- _What the task asks_
Copy every line of the data in which the word "this" occurs.

[start of Given entries]

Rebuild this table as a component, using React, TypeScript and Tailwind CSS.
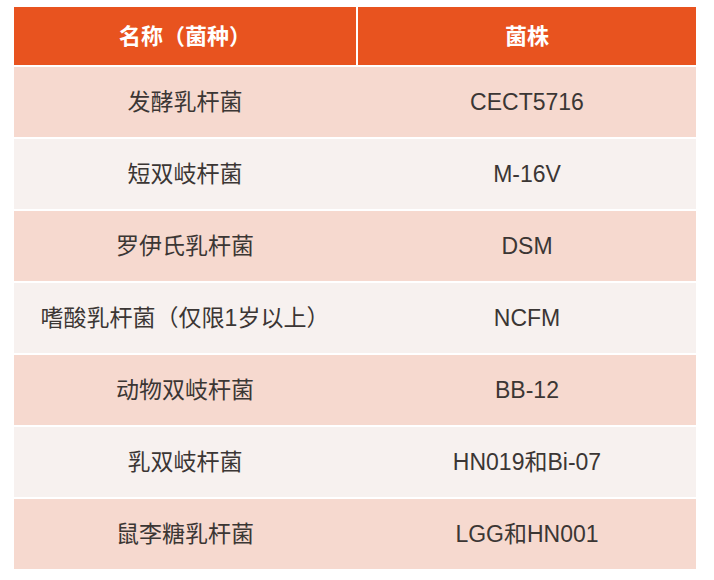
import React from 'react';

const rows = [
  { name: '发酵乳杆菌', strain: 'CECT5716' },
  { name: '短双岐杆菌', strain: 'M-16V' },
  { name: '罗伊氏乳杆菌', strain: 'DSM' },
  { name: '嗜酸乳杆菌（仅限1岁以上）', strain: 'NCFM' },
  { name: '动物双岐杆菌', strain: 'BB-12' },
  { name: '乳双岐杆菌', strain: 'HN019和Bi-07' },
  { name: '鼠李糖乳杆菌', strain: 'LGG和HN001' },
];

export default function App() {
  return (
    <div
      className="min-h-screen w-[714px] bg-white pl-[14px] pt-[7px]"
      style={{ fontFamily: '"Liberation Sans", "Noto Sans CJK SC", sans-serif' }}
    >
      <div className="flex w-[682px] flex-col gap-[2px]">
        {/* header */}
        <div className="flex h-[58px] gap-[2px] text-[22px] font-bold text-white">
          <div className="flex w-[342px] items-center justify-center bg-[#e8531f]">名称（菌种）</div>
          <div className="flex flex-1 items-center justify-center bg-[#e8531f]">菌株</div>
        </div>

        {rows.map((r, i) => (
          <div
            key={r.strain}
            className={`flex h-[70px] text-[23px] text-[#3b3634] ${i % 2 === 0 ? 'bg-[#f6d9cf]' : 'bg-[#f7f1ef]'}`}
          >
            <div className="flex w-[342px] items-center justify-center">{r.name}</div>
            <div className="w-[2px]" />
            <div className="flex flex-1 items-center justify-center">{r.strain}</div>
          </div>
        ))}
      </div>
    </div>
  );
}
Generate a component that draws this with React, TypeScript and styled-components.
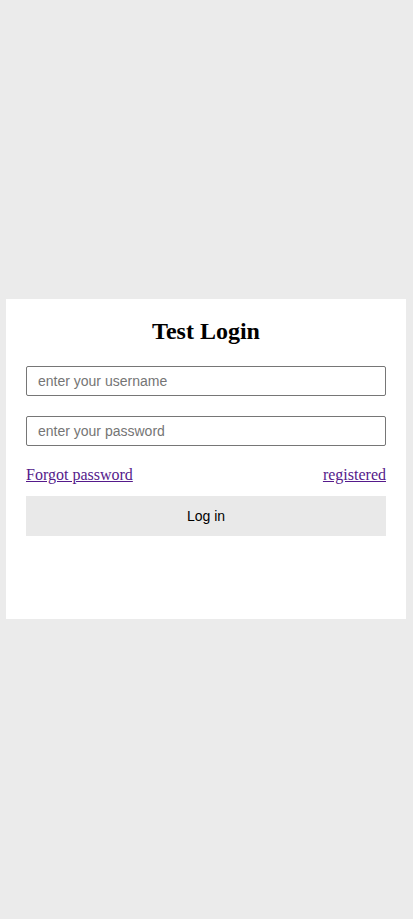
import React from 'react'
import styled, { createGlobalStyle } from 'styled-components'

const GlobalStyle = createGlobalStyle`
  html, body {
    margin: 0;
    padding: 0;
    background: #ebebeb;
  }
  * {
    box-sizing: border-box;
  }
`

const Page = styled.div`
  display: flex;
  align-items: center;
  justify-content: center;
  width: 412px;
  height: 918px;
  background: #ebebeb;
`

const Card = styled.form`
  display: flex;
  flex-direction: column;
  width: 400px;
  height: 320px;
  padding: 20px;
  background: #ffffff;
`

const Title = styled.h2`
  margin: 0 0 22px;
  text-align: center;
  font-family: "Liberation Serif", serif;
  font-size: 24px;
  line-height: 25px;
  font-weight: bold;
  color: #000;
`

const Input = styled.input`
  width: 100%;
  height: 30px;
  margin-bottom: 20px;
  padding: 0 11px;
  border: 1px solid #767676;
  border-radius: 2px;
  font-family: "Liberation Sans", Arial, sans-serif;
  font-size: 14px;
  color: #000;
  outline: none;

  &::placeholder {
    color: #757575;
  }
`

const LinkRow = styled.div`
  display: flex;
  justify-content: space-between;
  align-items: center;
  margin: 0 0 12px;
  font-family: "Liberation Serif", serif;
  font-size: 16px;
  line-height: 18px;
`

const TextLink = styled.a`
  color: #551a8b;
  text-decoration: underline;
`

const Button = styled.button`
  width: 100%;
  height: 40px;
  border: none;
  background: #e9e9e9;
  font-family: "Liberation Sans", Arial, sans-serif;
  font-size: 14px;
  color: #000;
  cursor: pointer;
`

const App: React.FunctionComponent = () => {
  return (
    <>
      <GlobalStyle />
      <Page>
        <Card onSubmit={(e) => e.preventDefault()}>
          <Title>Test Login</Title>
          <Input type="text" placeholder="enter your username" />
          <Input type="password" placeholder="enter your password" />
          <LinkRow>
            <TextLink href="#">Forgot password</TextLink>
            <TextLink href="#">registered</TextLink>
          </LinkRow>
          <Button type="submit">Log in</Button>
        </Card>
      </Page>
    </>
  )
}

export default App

[end of Given entries]

- _Exercise result_
Rebuild this table as a component, using React, TypeScript and Tailwind CSS.
Generate a component that draws this with React, TypeScript and styled-components.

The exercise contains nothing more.